Um 16:30 Uhr reißen wir uns los, weil wir neben unseren Kiefern vor allem endlich unsere Mädels bewegen müssen. Steil geht es sie Treppen zum Strand hinunter, wo sie endlich nach Herzenslust toben können, weil wir fast allein sind. Dieser reizende Strand bringt nur etwa 500 Meter von einer zur anderen Seite zusammen, aber das ist genug, vor allem, wenn die Ebbe dem Sand Tiefe und Schlammgründe gibt. Zum Vorteil seiner Vierläufigen hat sich der Chronist längst damit abgefunden, dass ein Wohnmobil mit Hunden kein Reinraum, sondern eine Siffbude ist. Nur manchmal noch rümpft er die Nase und fleht um Erlösung, die nicht in Aussicht ist.  

Als wir wieder oben am Parkplatz sind, wedelt der Nachbar bereits heftig mit den Armen und deutet hinaus in die Bucht: Er hat einen ganzen Schwarm Bottlenose-Delphine gesichtet.
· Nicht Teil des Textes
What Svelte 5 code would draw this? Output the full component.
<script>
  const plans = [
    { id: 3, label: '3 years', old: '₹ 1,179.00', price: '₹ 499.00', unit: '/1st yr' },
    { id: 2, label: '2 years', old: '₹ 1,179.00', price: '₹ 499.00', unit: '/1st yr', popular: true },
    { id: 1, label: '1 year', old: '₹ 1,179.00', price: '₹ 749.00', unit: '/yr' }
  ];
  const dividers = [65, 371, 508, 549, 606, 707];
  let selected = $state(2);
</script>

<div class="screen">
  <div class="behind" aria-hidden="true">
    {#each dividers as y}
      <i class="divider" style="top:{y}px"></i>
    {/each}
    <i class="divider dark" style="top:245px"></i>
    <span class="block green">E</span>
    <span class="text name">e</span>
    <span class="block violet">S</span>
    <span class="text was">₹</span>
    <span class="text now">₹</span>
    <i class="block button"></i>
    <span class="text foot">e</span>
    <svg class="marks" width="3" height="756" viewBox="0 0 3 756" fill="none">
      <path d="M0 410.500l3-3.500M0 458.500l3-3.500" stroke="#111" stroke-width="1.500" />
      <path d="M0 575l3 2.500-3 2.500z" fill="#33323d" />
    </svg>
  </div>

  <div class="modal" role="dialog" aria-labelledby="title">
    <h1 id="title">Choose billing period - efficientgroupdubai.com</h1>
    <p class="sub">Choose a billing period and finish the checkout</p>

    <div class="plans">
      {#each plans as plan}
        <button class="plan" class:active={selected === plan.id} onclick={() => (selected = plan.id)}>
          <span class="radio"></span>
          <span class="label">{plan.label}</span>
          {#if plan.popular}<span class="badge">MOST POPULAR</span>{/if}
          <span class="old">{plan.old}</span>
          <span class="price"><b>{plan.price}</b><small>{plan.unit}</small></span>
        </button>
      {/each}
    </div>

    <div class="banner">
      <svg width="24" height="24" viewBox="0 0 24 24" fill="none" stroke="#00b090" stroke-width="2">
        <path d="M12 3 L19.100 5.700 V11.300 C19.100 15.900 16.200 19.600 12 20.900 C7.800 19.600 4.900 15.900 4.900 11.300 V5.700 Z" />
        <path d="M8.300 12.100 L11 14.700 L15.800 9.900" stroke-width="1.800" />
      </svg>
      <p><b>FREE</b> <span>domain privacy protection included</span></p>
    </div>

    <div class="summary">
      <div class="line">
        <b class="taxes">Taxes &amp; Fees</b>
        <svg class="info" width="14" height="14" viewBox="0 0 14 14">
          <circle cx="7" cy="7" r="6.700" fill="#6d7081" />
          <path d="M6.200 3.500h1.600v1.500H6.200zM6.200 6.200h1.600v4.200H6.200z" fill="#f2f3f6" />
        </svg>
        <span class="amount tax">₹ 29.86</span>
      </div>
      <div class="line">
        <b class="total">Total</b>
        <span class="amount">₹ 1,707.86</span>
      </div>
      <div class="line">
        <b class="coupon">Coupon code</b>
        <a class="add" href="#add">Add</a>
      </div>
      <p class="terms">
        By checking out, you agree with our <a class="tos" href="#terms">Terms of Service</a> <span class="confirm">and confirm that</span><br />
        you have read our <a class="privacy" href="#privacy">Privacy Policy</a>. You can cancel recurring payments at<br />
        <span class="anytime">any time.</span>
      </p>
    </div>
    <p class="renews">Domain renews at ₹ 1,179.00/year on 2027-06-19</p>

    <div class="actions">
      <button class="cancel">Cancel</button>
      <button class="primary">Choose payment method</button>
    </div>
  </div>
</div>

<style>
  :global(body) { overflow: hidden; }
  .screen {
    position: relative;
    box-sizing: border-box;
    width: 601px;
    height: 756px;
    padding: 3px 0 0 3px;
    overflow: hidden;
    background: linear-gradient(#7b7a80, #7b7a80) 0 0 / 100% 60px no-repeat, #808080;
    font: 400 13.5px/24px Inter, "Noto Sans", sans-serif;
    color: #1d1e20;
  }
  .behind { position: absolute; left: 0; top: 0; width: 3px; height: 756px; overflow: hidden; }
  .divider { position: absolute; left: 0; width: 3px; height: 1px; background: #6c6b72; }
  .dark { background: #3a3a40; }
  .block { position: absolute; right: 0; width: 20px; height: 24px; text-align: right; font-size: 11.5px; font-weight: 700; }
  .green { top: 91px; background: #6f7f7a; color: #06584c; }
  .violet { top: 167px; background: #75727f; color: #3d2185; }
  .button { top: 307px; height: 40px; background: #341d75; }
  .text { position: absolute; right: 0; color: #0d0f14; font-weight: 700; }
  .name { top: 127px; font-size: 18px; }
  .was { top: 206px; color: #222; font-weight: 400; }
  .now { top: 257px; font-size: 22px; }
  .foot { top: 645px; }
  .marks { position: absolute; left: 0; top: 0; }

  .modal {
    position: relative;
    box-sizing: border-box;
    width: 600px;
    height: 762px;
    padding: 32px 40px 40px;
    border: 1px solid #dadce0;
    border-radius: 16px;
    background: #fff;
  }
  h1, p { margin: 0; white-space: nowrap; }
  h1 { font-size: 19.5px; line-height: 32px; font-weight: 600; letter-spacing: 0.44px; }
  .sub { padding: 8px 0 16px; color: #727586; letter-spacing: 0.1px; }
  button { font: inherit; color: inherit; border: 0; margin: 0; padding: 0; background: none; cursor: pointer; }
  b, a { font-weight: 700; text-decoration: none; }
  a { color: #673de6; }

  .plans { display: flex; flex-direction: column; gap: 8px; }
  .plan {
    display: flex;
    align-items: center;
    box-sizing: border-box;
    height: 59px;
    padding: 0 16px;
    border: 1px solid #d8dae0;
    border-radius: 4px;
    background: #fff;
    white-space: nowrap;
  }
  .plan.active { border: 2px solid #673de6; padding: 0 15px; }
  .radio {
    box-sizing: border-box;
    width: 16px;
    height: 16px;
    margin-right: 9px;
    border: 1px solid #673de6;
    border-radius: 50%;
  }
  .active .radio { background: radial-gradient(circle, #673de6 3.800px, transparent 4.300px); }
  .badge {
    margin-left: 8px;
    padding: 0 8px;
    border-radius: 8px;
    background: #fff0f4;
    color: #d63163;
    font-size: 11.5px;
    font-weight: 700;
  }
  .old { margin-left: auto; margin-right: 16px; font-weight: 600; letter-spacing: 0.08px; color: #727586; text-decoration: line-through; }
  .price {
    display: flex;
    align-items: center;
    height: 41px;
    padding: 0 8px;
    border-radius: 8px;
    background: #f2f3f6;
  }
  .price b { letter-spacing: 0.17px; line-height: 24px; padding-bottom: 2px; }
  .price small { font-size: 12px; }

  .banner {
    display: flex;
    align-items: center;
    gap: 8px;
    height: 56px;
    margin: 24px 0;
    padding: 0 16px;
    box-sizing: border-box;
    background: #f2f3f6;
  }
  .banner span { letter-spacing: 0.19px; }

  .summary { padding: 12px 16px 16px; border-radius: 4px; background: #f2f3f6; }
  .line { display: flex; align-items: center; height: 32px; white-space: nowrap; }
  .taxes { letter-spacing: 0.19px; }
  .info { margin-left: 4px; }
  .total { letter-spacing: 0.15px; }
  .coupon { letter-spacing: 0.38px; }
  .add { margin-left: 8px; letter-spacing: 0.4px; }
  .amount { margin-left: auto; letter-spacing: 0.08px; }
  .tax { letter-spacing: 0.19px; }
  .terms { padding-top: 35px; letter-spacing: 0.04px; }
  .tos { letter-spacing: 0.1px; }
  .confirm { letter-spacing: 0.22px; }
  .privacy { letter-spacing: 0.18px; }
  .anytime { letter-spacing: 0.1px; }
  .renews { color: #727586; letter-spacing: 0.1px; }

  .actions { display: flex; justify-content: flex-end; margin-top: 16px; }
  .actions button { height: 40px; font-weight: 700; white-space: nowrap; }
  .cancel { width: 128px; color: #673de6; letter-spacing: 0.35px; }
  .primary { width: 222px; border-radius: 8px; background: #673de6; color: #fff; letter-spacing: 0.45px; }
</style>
Jetzt kruschteln auch wir unsere Ferngläser aus ihrem Versteck und starren aufs Meer hinaus. Mindestens 30 Flaschennasen sind es, die da draußen das Meer umpflügen. Gelegentlich springt einer übermütig aus dem Wasser und trifft dabei ziemlich genau die Stimmungslage im Franz.  

Als die wilde Horde weitergezogen ist, wird es endlich Zeit, den für die Weltrettung verschobenen Ankerschluck zu nehmen. Abends stapeln wir uns wieder einmal zwei Burger auf, und dann findet der Himmel, dass wir nun genug des Guten hatten, verfinstert sich und wirft mit Wasser nach uns. Und der Wind singt sein Lied dazu, aber wir pfeifen drauf.